- Film poster
- Directed by: Chad Archibald
- Written by: Chad Archibald
- Starring: Ashley Greene; Shawn Ashmore; Ellie O'Brien; Juno Rinaldi;
- Production companies: Black Fawn Films; Productivity Media;
- Distributed by: Falling Forward Films; Samuel Goldwyn Films;
- Release date: March 28, 2025;
- Running time: 102 minutes
- Country: Canada
- Language: English
- Box office: $1,097,103

= It Feeds =

2025 film directed by Chad Archibald

It Feeds is a 2025 Canadian supernatural horror film written and directed by Chad Archibald, starring Ashley Greene, Shawn Ashmore, Ellie O'Brien, and Juno Rinaldi.

==Premise==
Cynthia is a psychiatrist who has the power to see into her patients' minds. After a girl named Riley comes to Cynthia and her daughter Jordan and claims that a supernatural entity is feeding off of her, Jordan is determined to help Riley at all costs.

==Cast==
- Ashley Greene as Cynthia
- Ellie O'Brien as Jordan
  - Eadie Murphy as Young Jordan
- Juno Rinaldi as Agatha
- Shawn Ashmore as Randall
- Brooklyn Marshall as the Creature
- Mark Taylor as Detective Otis
- Shayelin Martin as Riley
- Julian Richings as Dr. Ronald Whittaker

==Release==
It Feeds was released in the United States on March 28, 2025 as part of Panic Fest.

==Reception==
 Metacritic, which uses a weighted average, assigned the film a score of 66 out of 100, based on 5 critics, indicating "generally favorable" reviews.
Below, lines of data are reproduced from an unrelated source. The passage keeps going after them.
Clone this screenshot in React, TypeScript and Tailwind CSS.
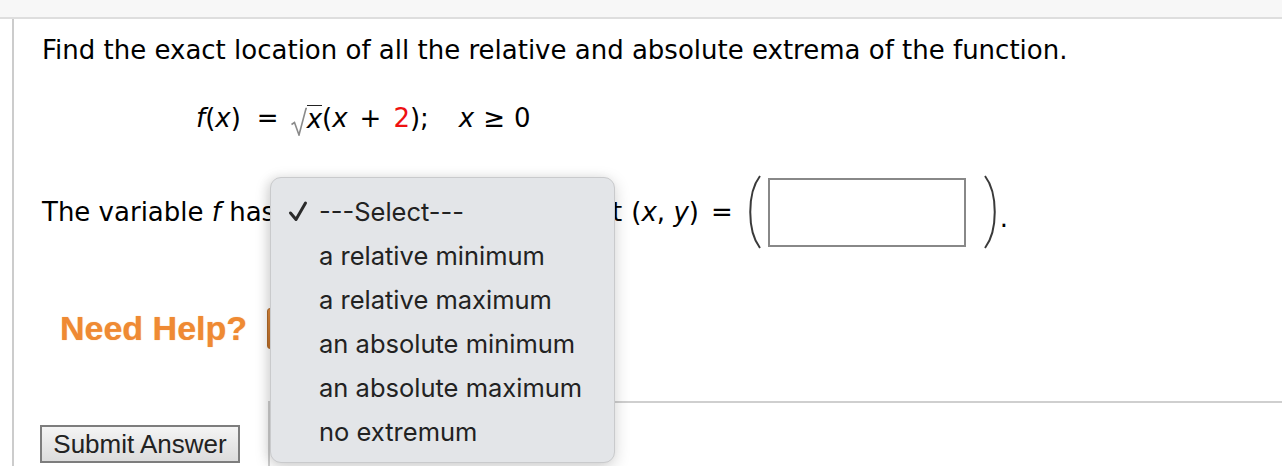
import React from "react";

function BigParen({ right = false }: { right?: boolean }) {
  return (
    <svg width="18" height="74" viewBox="0 0 18 74" className="shrink-0">
      {right ? (
        <path d="M3 1 C 16 18, 16 56, 3 73" fill="none" stroke="#3a3a3a" strokeWidth="2" />
      ) : (
        <path d="M15 1 C 2 18, 2 56, 15 73" fill="none" stroke="#3a3a3a" strokeWidth="2" />
      )}
    </svg>
  );
}

export default function App() {
  const items = [
    "a relative minimum",
    "a relative maximum",
    "an absolute minimum",
    "an absolute maximum",
    "no extremum",
  ];
  return (
    <div className="relative w-[1282px] h-[466px] overflow-hidden bg-white">
      <div className="h-[19px] bg-[#f7f7f7] border-b-2 border-[#dedede]" />
      <div className="ml-[12px] h-[447px] border-l-2 border-[#cccccc] pl-[28px] font-['DejaVu_Sans',Verdana,sans-serif] text-black">
        <div className="pt-[16px] text-[26px] leading-[30px]">
          Find the exact location of all the relative and absolute extrema of the function.
        </div>
        <div className="mt-[38px] ml-[154px] flex items-end text-[26px] leading-[30px]">
          <span className="italic">f</span>
          <span>(</span>
          <span className="italic">x</span>
          <span>)</span>
          <span className="ml-[16px] mr-[12px]">=</span>
          <svg width="16" height="30" viewBox="0 0 16 30" className="shrink-0 -mb-[3px]">
            <path d="M0.5 18.5 L3.5 16.5 L8 29 L15 2.5 L16 2.5" fill="none" stroke="#8a8a8a" strokeWidth="1.6" strokeLinejoin="miter" />
          </svg>
          <span className="italic border-t-[1.5px] border-[#222] leading-[27px]">x</span>
          <span>(</span>
          <span className="italic">x</span>
          <span className="mx-[12px]">+</span>
          <span className="text-[#e11]">2</span>
          <span>);</span>
          <span className="italic ml-[30px]">x</span>
          <span className="mx-[9px]">≥</span>
          <span>0</span>
        </div>
        <div className="mt-[42px] flex items-center text-[26px] leading-[30px] h-[74px]">
          <span>
            The variable <span className="italic">f</span> has
          </span>
          <span className="w-[321px] shrink-0" />
          <span>at</span>
          <span className="ml-[9px]">(</span>
          <span className="italic">x</span>
          <span>,&nbsp;</span>
          <span className="italic">y</span>
          <span>)</span>
          <span className="ml-[12px] mr-[12px]">=</span>
          <BigParen />
          <div className="ml-[5px] mr-[16px] w-[198px] h-[69px] border-2 border-[#888888] bg-white" />
          <BigParen right />
          <span className="mt-[12px]">.</span>
        </div>
        <div className="mt-[58px] flex items-center h-[42px]">
          <span className="ml-[18px] font-['Liberation_Sans',Arial,sans-serif] font-bold text-[34px] text-[#ef8a33] [text-shadow:0_0_1px_#f5b070]">
            Need Help?
          </span>
          <div className="ml-[20px] w-[100px] h-[41px] rounded-[3px] bg-gradient-to-b from-[#e08a3c] to-[#c0702a] border border-[#b06a2a]" />
        </div>
        <div className="mt-[52px] flex">
          <div className="w-[226px] pt-[24px] shrink-0">
            <button className="-ml-[2px] w-[200px] h-[38px] border-2 border-[#7d7d7d] bg-gradient-to-b from-[#f4f4f4] to-[#dcdcdc] font-['Liberation_Sans',Arial,sans-serif] text-[26px] leading-[30px] text-[#222]">
              Submit Answer
            </button>
          </div>
          <div className="flex-1 h-[80px] border-t-2 border-l-2 border-[#cfcfcf]" />
        </div>
      </div>

      <div className="absolute left-[270px] top-[177px] w-[345px] h-[286px] rounded-[11px] bg-[#e3e5e8] border border-[#c9cacc] shadow-[0_4px_16px_rgba(0,0,0,0.18),-4px_0_10px_rgba(0,0,0,0.06)] font-['Inter',sans-serif] text-[25.5px] text-[#222] pt-[12px]">
        <div className="h-[44px] flex items-center">
          <svg width="48" height="44" viewBox="0 0 48 44" className="shrink-0">
            <path d="M19.5 35 L25 41.5 L34.5 25" fill="none" stroke="#2a2a2a" strokeWidth="3" strokeLinecap="round" strokeLinejoin="round" transform="translate(0 -12)" />
          </svg>
          <span>---Select---</span>
        </div>
        {items.map((t) => (
          <div key={t} className="h-[44px] flex items-center pl-[48px]">
            {t}
          </div>
        ))}
      </div>
    </div>
  );
}
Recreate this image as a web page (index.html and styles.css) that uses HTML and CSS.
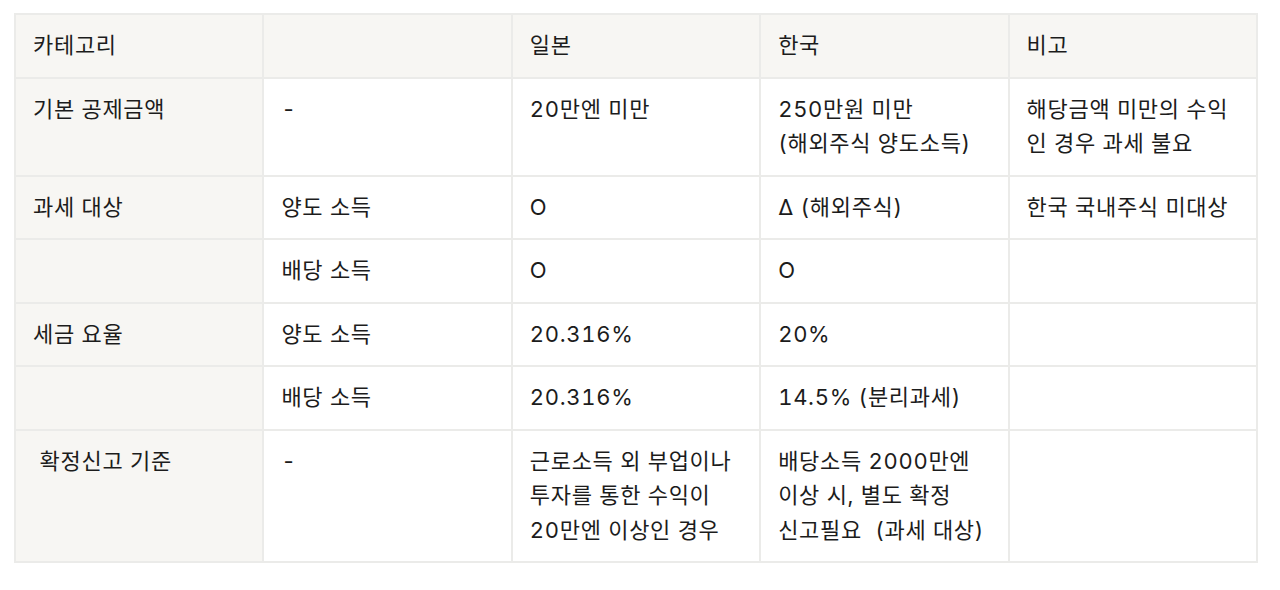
FILE: index.html
```html
<!DOCTYPE html>
<html lang="ko">
<head>
<meta charset="utf-8">
<link rel="stylesheet" href="styles.css">
</head>
<body>
<table class="tax">
  <colgroup>
    <col class="c"><col class="c"><col class="c"><col class="c"><col class="c">
  </colgroup>
  <tr class="head">
    <td class="first">카테고리</td>
    <td></td>
    <td>일본</td>
    <td>한국</td>
    <td>비고</td>
  </tr>
  <tr>
    <td class="first">기본 공제금액</td>
    <td>-</td>
    <td>20만엔 미만</td>
    <td>250만원 미만<br>(해외주식 양도소득)</td>
    <td>해당금액 미만의 수익인 경우 과세 불요</td>
  </tr>
  <tr>
    <td class="first">과세 대상</td>
    <td>양도 소득</td>
    <td>O</td>
    <td>∆ (해외주식)</td>
    <td>한국 국내주식 미대상</td>
  </tr>
  <tr>
    <td class="first"></td>
    <td>배당 소득</td>
    <td>O</td>
    <td>O</td>
    <td></td>
  </tr>
  <tr>
    <td class="first">세금 요율</td>
    <td>양도 소득</td>
    <td>20.316%</td>
    <td>20%</td>
    <td></td>
  </tr>
  <tr>
    <td class="first"></td>
    <td>배당 소득</td>
    <td>20.316%</td>
    <td>14.5% (분리과세)</td>
    <td></td>
  </tr>
  <tr>
    <td class="first">&nbsp;확정신고 기준</td>
    <td>-</td>
    <td class="keep">근로소득 외 부업이나 투자를 통한 수익이 20만엔 이상인 경우</td>
    <td class="keep">배당소득 2000만엔 이상 시, 별도 확정 신고필요&nbsp;&nbsp;(과세 대상)</td>
    <td></td>
  </tr>
</table>
</body>
</html>
```
FILE: styles.css
```css
html, body {
  margin: 0;
  padding: 0;
  background: #ffffff;
}
body {
  padding: 13px 0 0 14px;
  font-family: "Inter", "Noto Sans CJK KR", sans-serif;
  color: #1c1c1c;
}
.tax {
  border-collapse: collapse;
  table-layout: fixed;
  width: 1244px;
  font-size: 22px;
  line-height: 34.5px;
  letter-spacing: 0.7px;
  font-variant-numeric: tabular-nums;
}
.tax .c {
  width: 20%;
}
.tax td {
  border: 2px solid #ebebe9;
  padding: 13px 17px 14px 17px;
  vertical-align: top;
  word-break: normal;
  overflow-wrap: break-word;
}
.tax td.keep {
  word-break: keep-all;
}
.tax .head td,
.tax td.first {
  background: #f7f6f3;
}
```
Catherine Bray of The Guardian gave the film 3 stars out of 5, saying that "it may not stick around in your memory [...] but it passes the time chillingly enough.". Simon Abrams, writing for RogerEbert.com, gave the film 2.5 stars out of 4, saying that it "ultimately looks like a handsome genre exercise that was confidently realized with clarity and exactitude", but commenting that he wished the filmmakers were "more ambitious."